The Hebrew word translated “mercies” is racham, connected to the word rechem, meaning “womb”. In the Hebrew Scriptures “mercy” denotes “the love of the womb”, or a “mother’s maternal longing” for her child. It is a most tender word denoting God’s mercies for His children that never come to an end. His mercies are truly “new every morning” of our lives. This, then, leads Jeremiah to praise the Lord: “great is your faithfulness.” As Jeremiah weeps he calls God’s faithfulness to mind so that he can say: “therefore I have hope.”

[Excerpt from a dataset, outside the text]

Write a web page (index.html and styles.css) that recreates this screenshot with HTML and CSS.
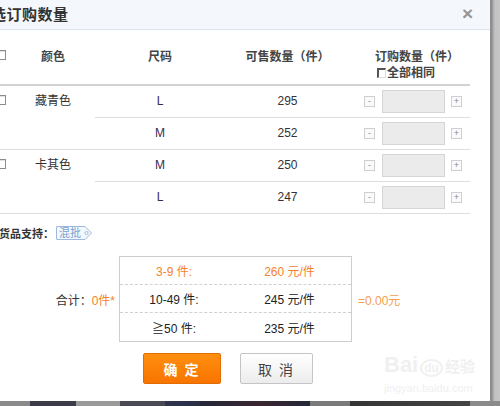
FILE: index.html
```html
<!DOCTYPE html>
<html lang="zh">
<head>
<meta charset="utf-8">
<title>订购数量</title>
<link rel="stylesheet" href="styles.css">
</head>
<body>
<div class="screen">
  <div class="main">
    <div class="dialog">
      <div class="inner">
        <div class="header">
          <span class="title">选订购数量</span>
          <span class="close">×</span>
        </div>

        <div class="grid">
          <div class="th c1"><span class="cb"></span></div>
          <div class="th c2">颜色</div>
          <div class="th c3">尺码</div>
          <div class="th c4">可售数量（件）</div>
          <div class="th c5">
            <div>订购数量（件）</div>
            <div class="same"><span class="cb-inset"></span>全部相同</div>
          </div>

          <div class="td c1 span2"><span class="cb"></span></div>
          <div class="td c2 span2 color">藏青色</div>
          <div class="td c3">L</div>
          <div class="td c4">295</div>
          <div class="td c5"><span class="step">-</span><span class="qty"></span><span class="step">+</span></div>
          <div class="td c3">M</div>
          <div class="td c4">252</div>
          <div class="td c5"><span class="step">-</span><span class="qty"></span><span class="step">+</span></div>

          <div class="td c1 span2"><span class="cb"></span></div>
          <div class="td c2 span2 color">卡其色</div>
          <div class="td c3">M</div>
          <div class="td c4">250</div>
          <div class="td c5"><span class="step">-</span><span class="qty"></span><span class="step">+</span></div>
          <div class="td c3">L</div>
          <div class="td c4">247</div>
          <div class="td c5"><span class="step">-</span><span class="qty"></span><span class="step">+</span></div>
        </div>

        <div class="support">
          <span class="support-label">货品支持：</span>
          <span class="tag"><span class="tag-body">混批</span><svg class="tag-end" width="10" height="14" viewBox="0 0 10 14"><path d="M0 0.5 H3 L9.5 7 L3 13.5 H0" fill="#f3f8fd" stroke="#9db9db" stroke-width="1"/><circle cx="4.5" cy="7" r="1.6" fill="none" stroke="#9db9db" stroke-width="0.9"/></svg></span>
        </div>

        <div class="summary">
          <div class="sum-label">合计：<span class="orange">0件*</span></div>
          <div class="price-box">
            <div class="price-row hot"><span>3-9 件:</span><span>260 元/件</span></div>
            <div class="price-row"><span>10-49 件:</span><span>245 元/件</span></div>
            <div class="price-row"><span>≧50 件:</span><span>235 元/件</span></div>
          </div>
          <div class="sum-result">=0.00元</div>
        </div>

        <div class="actions">
          <button class="btn btn-ok">确 定</button>
          <button class="btn btn-cancel">取 消</button>
        </div>
      </div>
      <div class="watermark">
        <div class="wm-logo"><span>Bai</span><span class="wm-du">du</span><span class="wm-jy">经验</span></div>
        <div class="wm-url">jingyan.baidu.com</div>
      </div>
    </div>
    <div class="edge"></div>
  </div>
  <div class="strip"></div>
</div>
</body>
</html>
```

FILE: styles.css
```css
* { box-sizing: border-box; }

html, body {
  margin: 0;
  padding: 0;
  background: #fff;
}

body {
  font-family: "Liberation Sans", "Noto Sans CJK SC", sans-serif;
  font-size: 12px;
  color: #333;
}

.screen {
  width: 500px;
  height: 406px;
  overflow: hidden;
  display: flex;
  flex-direction: column;
}

.main {
  height: 401px;
  display: flex;
}

.dialog {
  position: relative;
  flex: 1;
  background: #fff;
  overflow: hidden;
}

.inner {
  margin-left: -10px;
  width: 500px;
}

.edge {
  width: 10px;
  background: linear-gradient(to right, #8e8e8e 0, #8e8e8e 2px, #a9a9a9 3px, #c3c3c3 5px, #c6c6c6 10px);
}

.strip {
  height: 5px;
  background: linear-gradient(to right,
    #8a8a8a 0, #8a8a8a 30px,
    #3c3c48 30px, #3c3c48 76px,
    #9a9a9a 76px, #9a9a9a 120px,
    #4a4a55 120px, #4a4a55 165px,
    #2f3550 165px, #2a2f45 200px,
    #232838 200px, #3a2530 260px, #232838 310px,
    #7a7a7a 310px, #7a7a7a 350px,
    #353535 350px, #444 470px,
    #8a8a8a 470px, #8a8a8a 500px);
}

/* header */
.header {
  height: 30px;
  background: #f4f7fb;
  border-bottom: 1px solid #dbe4ee;
  display: flex;
  align-items: center;
  justify-content: space-between;
  padding: 0 17px 2px 1px;
}

.title {
  font-size: 15px;
  font-weight: bold;
  color: #333;
  letter-spacing: 0.5px;
}

.close {
  font-size: 19px;
  font-weight: bold;
  color: #959595;
  line-height: 1;
}

/* grid table */
.grid {
  margin-left: 1px;
  width: 479px;
  display: grid;
  grid-template-columns: 20px 84px 130px 125px 120px;
  grid-template-rows: 56px 32px 32px 32px 32px;
}

.th {
  height: 56px;
  border-bottom: 2px solid #d2d2d2;
  padding-top: 19px;
  line-height: 16px;
  font-weight: bold;
  color: #444;
  text-align: center;
}

.th.c1 { padding-top: 20px; padding-left: 5px; text-align: left; }
.th.c5 { text-align: left; padding-left: 25px; }

.same {
  display: flex;
  align-items: center;
  margin-left: 2px;
}

.td {
  border-bottom: 1px solid #dedede;
  line-height: 31px;
  text-align: center;
  color: #333;
}

.td.span2 { grid-row: span 2; }

.td.c1 { padding-left: 5px; padding-top: 9px; text-align: left; line-height: 1; }
.td.c3 { color: #3a2a5a; }

.td.c5 {
  display: flex;
  align-items: center;
  padding-left: 14px;
}

.cb {
  display: block;
  width: 10px;
  height: 10px;
  border: 1px solid #8c8c8c;
  background: #fff;
  box-shadow: inset 1px 1px 0 #e0e0e0;
}

.cb-inset {
  display: inline-block;
  width: 9px;
  height: 10px;
  border-left: 2px solid #555;
  border-top: 2px solid #555;
  border-right: 1px solid #ddd;
  border-bottom: 1px solid #ddd;
  margin-right: 1px;
}

.step {
  width: 11px;
  height: 11px;
  border: 1px solid #cfcfcf;
  background: #fafafa;
  color: #888;
  font-size: 9px;
  line-height: 9px;
  text-align: center;
}

.qty {
  width: 63px;
  height: 23px;
  margin: 0 6px 0 7px;
  background: #ebebeb;
  border: 1px solid #d6d6d6;
}

/* support */
.support {
  margin: 10px 0 0 9px;
  height: 18px;
  display: flex;
  align-items: center;
}

.support-label {
  font-size: 11px;
  font-weight: bold;
  color: #333;
}

.tag {
  display: inline-flex;
  align-items: center;
  margin-left: 2px;
}

.tag-body {
  height: 14px;
  line-height: 12px;
  padding: 0 1px 0 2px;
  border: 1px solid #9db9db;
  border-right: none;
  border-radius: 2px 0 0 2px;
  background: #f3f8fd;
  color: #7a9fce;
  font-size: 11px;
}

.tag-end { display: block; }

/* summary */
.summary {
  margin-top: 14px;
  display: flex;
  align-items: center;
}

.sum-label {
  width: 129px;
  text-align: right;
  padding-right: 4px;
  color: #333;
}

.orange { color: #f5822a; }

.price-box {
  width: 233px;
  border: 1px solid #cdcdcd;
}

.price-row {
  height: 28px;
  display: grid;
  grid-template-columns: 108px 1fr;
  align-items: center;
  text-align: center;
  border-bottom: 1px dashed #d0d0d0;
  font-size: 12px;
  color: #222;
}

.price-row:last-child { border-bottom: none; }

.price-row.hot { color: #f5822a; }

.sum-result {
  margin-left: 6px;
  color: #f5a04a;
}

/* actions */
.actions {
  margin: 11px 0 0 153px;
  display: flex;
  gap: 19px;
}

.btn {
  height: 31px;
  font-family: "Noto Sans CJK SC", "Liberation Sans", sans-serif;
  font-size: 14px;
  border-radius: 2px;
  padding: 0;
  letter-spacing: 2px;
}

.btn-ok {
  width: 78px;
  border: 1px solid #e36c00;
  background: linear-gradient(#ff8f10, #f87400);
  color: #fff;
  font-weight: bold;
}

.btn-cancel {
  width: 73px;
  border: 1px solid #c4c4c4;
  background: linear-gradient(#ffffff, #ececec);
  color: #444;
}

/* watermark overlay */
.watermark {
  position: absolute;
  left: 384px;
  top: 352px;
  color: #f0f0f0;
}

.wm-logo {
  display: flex;
  align-items: baseline;
  font-family: "Liberation Sans", sans-serif;
  font-size: 22px;
  font-weight: bold;
  line-height: 26px;
}

.wm-du {
  font-size: 12px;
  margin: 0 2px;
  border: 2px solid #f0f0f0;
  border-radius: 50%;
  padding: 0 2px;
  line-height: 14px;
}

.wm-jy {
  font-family: "Noto Sans CJK SC", sans-serif;
  font-size: 15px;
}

.wm-url {
  font-size: 11px;
  line-height: 14px;
  margin-top: 2px;
}
```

Thomas Obadiah Chisholm was born in a log cabin in Franklin, Kentucky, in 1866. He went to a small country school and became its teacher at age 16. He became a follower of Christ at age 27 and, with no college or seminary training, served as a pastor. While beset by poor health and a meager income, he wrote a poem based on this Lamentations passage, and the song was made into a hymn. Perhaps you know the song, “Great Is Thy Faithfulness.” Rev. Chisholm’s words express the hope we might all gain from “The Weeping Prophet”:

Great is Thy faithfulness.
Great is Thy faithfulness.
Morning by morning, new mercies I see.
All I have needed Thy hand hath provided.
Great is thy faithfulness. Lord unto me.

TAKE AWAY

Name and reflect on the thoughts and feelings today’s reading stirs in you. Take a few moments to talk with God about them.